A rope is swinging in such a way that the length of the arc traced by a knot at its bottom end is decreasing geometrically. If the third arc is 22 ft. long and the seventh arc is 10 ft. long, what is the length of the arc on the sixth swing? Round your answer to the nearest tenth of a foot.

Answer 1

Answer:

The length of the arc on the sixth swing was 12.18 ft.

Step-by-step explanation:

A rope is swinging in such a way that the length of the arc traced by a knot at its bottom end is decreasing geometrically.

The third arc is 22 ft. long and the seventh arc is 10 ft.

Hence, the 3rd term is 22 and 7th term is 10.

The length of the arc on the sixth swing is asked, so we have to calculate the 6th term.

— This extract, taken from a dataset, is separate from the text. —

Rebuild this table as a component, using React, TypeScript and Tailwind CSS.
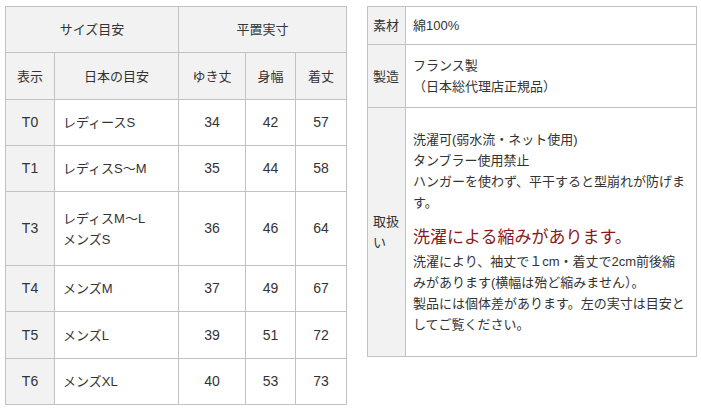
import React from "react";

const sizes = [
  { code: "T0", label: ["レディースS"], a: 34, b: 42, c: 57, h: "h-[46px]" },
  { code: "T1", label: ["レディスS〜M"], a: 35, b: 44, c: 58, h: "h-[46px]" },
  { code: "T3", label: ["レディスM〜L", "メンズS"], a: 36, b: 46, c: 64, h: "h-[74px]" },
  { code: "T4", label: ["メンズM"], a: 37, b: 49, c: 67, h: "h-[46px]" },
  { code: "T5", label: ["メンズL"], a: 39, b: 51, c: 72, h: "h-[47px]" },
  { code: "T6", label: ["メンズXL"], a: 40, b: 53, c: 73, h: "h-[46px]" },
];

const cell = "border border-[#c2c2c2] p-0";
const head = "border border-[#c2c2c2] bg-[#f2f2f2] p-0 font-normal text-center";

export default function App() {
  return (
    <div
      className="flex items-start gap-[20px] bg-white pl-[5px] pt-[6px] text-[13px] leading-[21px] text-[#333]"
      style={{ fontFamily: '"Liberation Sans", "Noto Sans CJK JP", sans-serif' }}
    >
      <table className="w-[341px] table-fixed border-collapse">
        <colgroup>
          <col className="w-[49px]" />
          <col className="w-[124px]" />
          <col className="w-[67px]" />
          <col className="w-[50px]" />
          <col className="w-[51px]" />
        </colgroup>
        <thead>
          <tr>
            <th colSpan={2} className={`${head} h-[46px]`}>
              サイズ目安
            </th>
            <th colSpan={3} className={`${head} h-[46px]`}>
              平置実寸
            </th>
          </tr>
          <tr>
            <th className={`${head} h-[47px]`}>表示</th>
            <th className={`${head} h-[47px]`}>日本の目安</th>
            <th className={`${head} h-[47px]`}>ゆき丈</th>
            <th className={`${head} h-[47px]`}>身幅</th>
            <th className={`${head} h-[47px]`}>着丈</th>
          </tr>
        </thead>
        <tbody>
          {sizes.map((s) => (
            <tr key={s.code}>
              <td className={`${cell} ${s.h} bg-[#f2f2f2] text-center text-[14px]`}>{s.code}</td>
              <td className={`${cell} pl-[8px]`}>
                {s.label.map((l) => (
                  <div key={l}>{l}</div>
                ))}
              </td>
              <td className={`${cell} text-center text-[14px]`}>{s.a}</td>
              <td className={`${cell} text-center text-[14px]`}>{s.b}</td>
              <td className={`${cell} text-center text-[14px]`}>{s.c}</td>
            </tr>
          ))}
        </tbody>
      </table>

      <table className="w-[330px] table-fixed border-collapse">
        <colgroup>
          <col className="w-[38px]" />
          <col />
        </colgroup>
        <tbody>
          <tr>
            <td className={`${cell} h-[38px] bg-[#f2f2f2] px-[5px]`}>素材</td>
            <td className={`${cell} pl-[7px] pr-[9px]`}>綿100%</td>
          </tr>
          <tr>
            <td className={`${cell} h-[63px] bg-[#f2f2f2] px-[5px]`}>製造</td>
            <td className={`${cell} pl-[7px] pr-[9px]`}>
              <div>フランス製</div>
              <div>（日本総代理店正規品）</div>
            </td>
          </tr>
          <tr>
            <td className={`${cell} bg-[#f2f2f2] px-[5px]`}>取扱い</td>
            <td className={`${cell} py-[21px] pl-[7px] pr-[9px]`}>
              <div>洗濯可(弱水流・ネット使用)</div>
              <div>タンブラー使用禁止</div>
              <div>ハンガーを使わず、平干すると型崩れが防げます。</div>
              <div className="mt-[12px] text-[17px] leading-[26px] text-[#8b1a1a]">
                洗濯による縮みがあります。
              </div>
              <div>洗濯により、袖丈で１cm・着丈で2cm前後縮みがあります(横幅は殆ど縮みません）。</div>
              <div>製品には個体差があります。左の実寸は目安としてご覧ください。</div>
            </td>
          </tr>
        </tbody>
      </table>
    </div>
  );
}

We know the nth term in GP is,

$T_n=ar^{n-1}$

So,

$T_3=ar^{3-1}=ar^2$  ----------------1

$T_7=ar^{7-1}=ar^6$  ----------------2

Dividing equation 2 by 1,

$\Rightarrow \dfrac{T_7}{T_3}=\dfrac{ar^6}{ar^2}$

$\Rightarrow \dfrac{10}{22}=\dfrac{ar^6}{ar^2}$

$\Rightarrow \dfrac{10}{22}=\dfrac{r^6}{r^2}$

$\Rightarrow \dfrac{r^6}{r^2}=\dfrac{10}{22}$

$\Rightarrow r^4=\dfrac{10}{22}$

$\Rightarrow r=\sqrt[4]{\dfrac{10}{22}}$

$\Rightarrow r=0.8211$

Then the 6th term will be,

$T_6=ar^{6-1}=ar^5$  ----------------3

Dividing equation 2 by 3,

$\Rightarrow \dfrac{T_7}{T_6}=\dfrac{ar^6}{ar^5}$

$\Rightarrow \dfrac{10}{T_6}=\dfrac{a(0.8211)^6}{a(0.8211)^5}$

$\Rightarrow \dfrac{10}{T_6}=0.8211$

$\Rightarrow T_6=\dfrac{10}{0.8211}=12.18\ ft$

Therefore, the length of the arc on the sixth swing was 12.18 ft.